--- Stated problem ---
Each line from the top of the listing through the one holding "import React from 'react';" should be restated word for word, with nothing added and no pictures.

........

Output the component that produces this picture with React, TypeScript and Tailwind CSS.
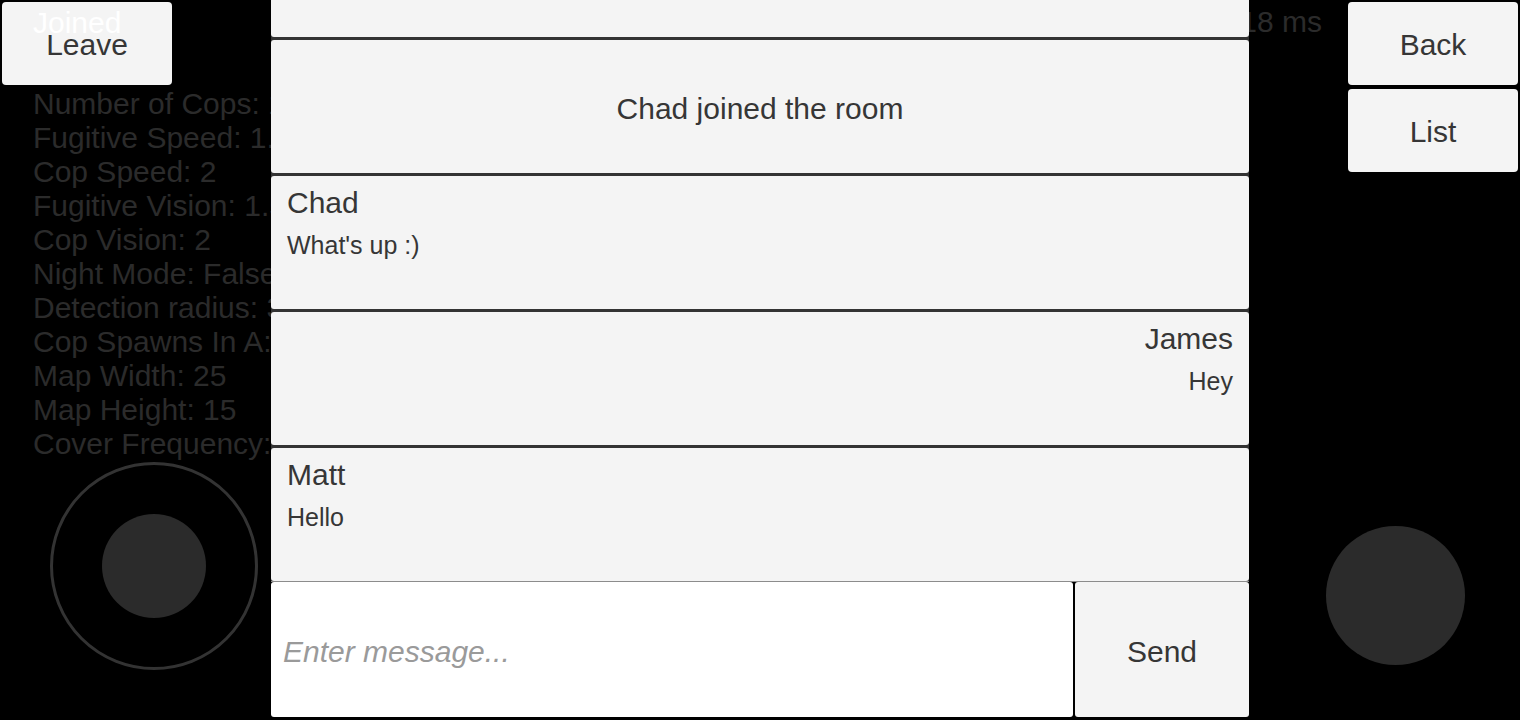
import React from 'react';

const SETTINGS = [
  'Number of Cops: 1',
  'Fugitive Speed: 1.5',
  'Cop Speed: 2',
  'Fugitive Vision: 1.5',
  'Cop Vision: 2',
  'Night Mode: False',
  'Detection radius: 3',
  'Cop Spawns In A: 5',
  'Map Width: 25',
  'Map Height: 15',
  'Cover Frequency: 5',
];

const MESSAGES = [
  { name: 'Chad', text: "What's up :)", align: 'left' },
  { name: 'James', text: 'Hey', align: 'right' },
  { name: 'Matt', text: 'Hello', align: 'left' },
] as const;

function GameButton({ label, className = '' }: { label: string; className?: string }) {
  return (
    <button
      type="button"
      className={`flex h-[83px] w-[170px] items-center justify-center rounded-[4px] bg-[#f4f4f4] pt-[2px] text-[30px] text-[#363636] ${className}`}
    >
      {label}
    </button>
  );
}

export default function App() {
  return (
    <div
      className="flex h-[720px] w-[1520px] overflow-hidden bg-black"
      style={{ fontFamily: '"Liberation Sans", Arial, sans-serif' }}
    >
      {/* Left column: leave, room settings, move joystick */}
      <div className="relative flex w-[271px] shrink-0 flex-col overflow-hidden">
        <div className="relative ml-[2px] mt-[2px]">
          <GameButton label="Leave" />
          <span className="absolute left-[31px] top-[4px] text-[30px] leading-[34px] text-white">Joined</span>
        </div>
        <div className="ml-[33px] mt-[2px] flex flex-col whitespace-nowrap text-[30px] leading-[34px] text-[#2b2b2b]">
          {SETTINGS.map((s) => (
            <span key={s}>{s}</span>
          ))}
        </div>
        <div className="ml-[50px] mt-px flex h-[208px] w-[208px] items-center justify-center rounded-full border-[3px] border-[#333]">
          <div className="h-[104px] w-[104px] rounded-full bg-[#2b2b2b]" />
        </div>
      </div>

      {/* Chat panel */}
      <div className="flex w-[978px] shrink-0 flex-col">
        <div className="flex flex-col gap-[3px] bg-[#333]">
          <div className="h-[37px] rounded-b-[3px] bg-[#f4f4f4]" />
          <div className="flex h-[133px] items-center justify-center rounded-[3px] bg-[#f4f4f4] pt-[3px] text-[30px] text-[#363636]">
            Chad joined the room
          </div>
          {MESSAGES.map((m) => (
            <div
              key={m.name}
              className={`flex h-[133px] flex-col rounded-[3px] bg-[#f4f4f4] px-[16px] pt-[10px] text-[#363636] ${
                m.align === 'right' ? 'items-end' : 'items-start'
              }`}
            >
              <span className="text-[30px] leading-[34px]">{m.name}</span>
              <span className="mt-[10px] text-[25px] leading-[30px]">{m.text}</span>
            </div>
          ))}
        </div>
        <div className="h-px bg-[#8c8c8c]" />
        <div className="flex h-[135px] gap-[2px]">
          <div className="flex flex-1 items-center rounded-[3px] bg-white pl-[12px] pt-[4px]">
            <span className="text-[30px] italic text-[#9a9a9a]">Enter message...</span>
          </div>
          <button
            type="button"
            className="flex w-[174px] items-center justify-center rounded-[3px] bg-[#f4f4f4] pt-[4px] text-[30px] text-[#363636]"
          >
            Send
          </button>
        </div>
      </div>

      {/* Right column: ping, back/list, action button */}
      <div className="flex flex-1 flex-col overflow-hidden">
        <div className="flex justify-end gap-[26px] pr-[2px] pt-[2px]">
          <span className="mt-[3px] whitespace-nowrap text-[30px] leading-[34px] text-[#2b2b2b]">18 ms</span>
          <div className="flex flex-col gap-[4px]">
            <GameButton label="Back" />
            <GameButton label="List" />
          </div>
        </div>
        <div className="ml-[77px] mt-[354px] h-[139px] w-[139px] rounded-full bg-[#2b2b2b]" />
      </div>
    </div>
  );
}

........

--- Finished answer ---
Output the component that produces this picture with React, TypeScript and Tailwind CSS.
import React from 'react';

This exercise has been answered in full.